Documented Preference for Confidentiality Without Documenting?
The WTA provides that for a confidentiality clause in a settlement or termination agreement to be valid, confidentiality must be the “documented preference” of the employee. Oddly, the Legislature has now added that the employer may not “unilaterally include a clause in a settlement or termination agreement that states that the promises of confidentiality are the preference of the employee.” On its face, it would seem impossible for an employer to document the preference of the employee for confidentiality without, well, documenting with “a clause” in the agreement that specifies that the promises of confidentiality are the preference of the employee. Therefore, what would be considered a “unilateral” requirement is unknown, but presumably, if an employee reviews and signs the agreement, by definition, this would negate the “unilaterality” of the agreement, and it would remain enforceable.

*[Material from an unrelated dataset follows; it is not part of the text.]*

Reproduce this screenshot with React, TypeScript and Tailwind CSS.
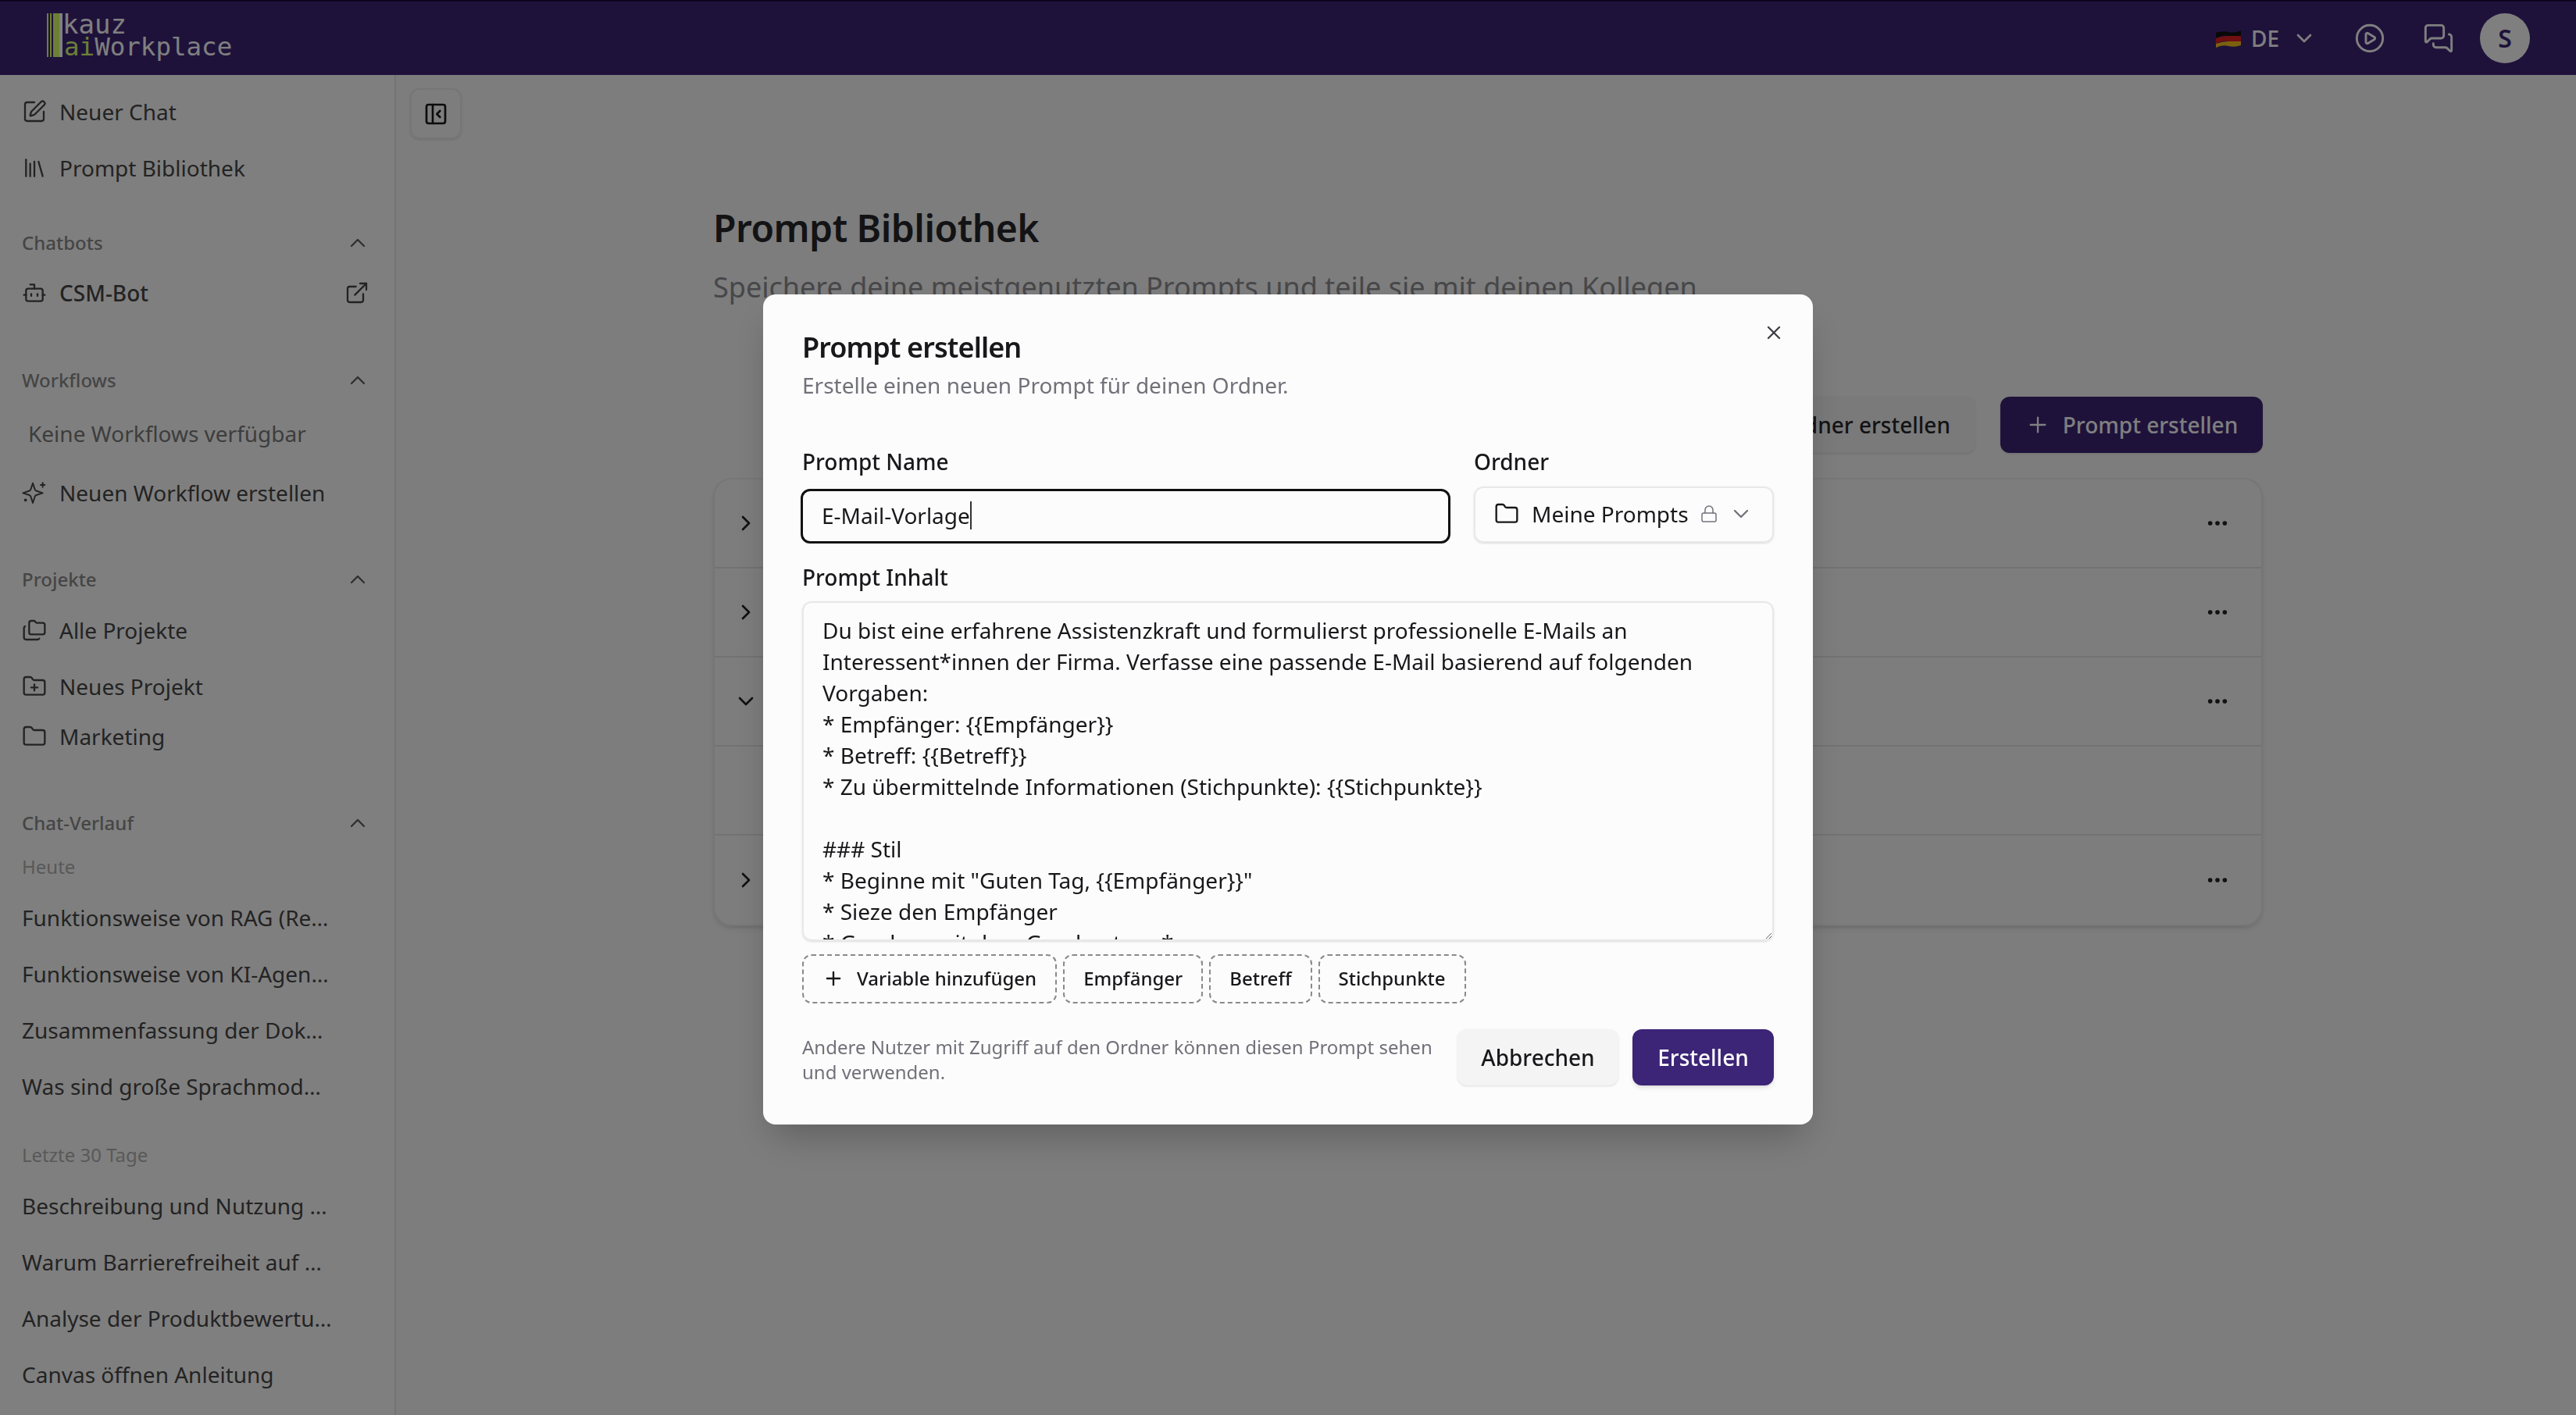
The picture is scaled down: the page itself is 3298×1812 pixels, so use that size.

Consequential Damages Now Available
Finally, the WTA adds “consequential damages” to “attorney’s fees” as being recoverable by an employee who successfully prosecutes a case challenging the validity or enforceability of an employment agreement or defending an action for breach of confidentiality. “Consequential” damages in this context are undefined. One could speculate that this could include something like lost wages for time missed from work to litigate a case, or a proven lost job opportunity due to a breach of confidentiality.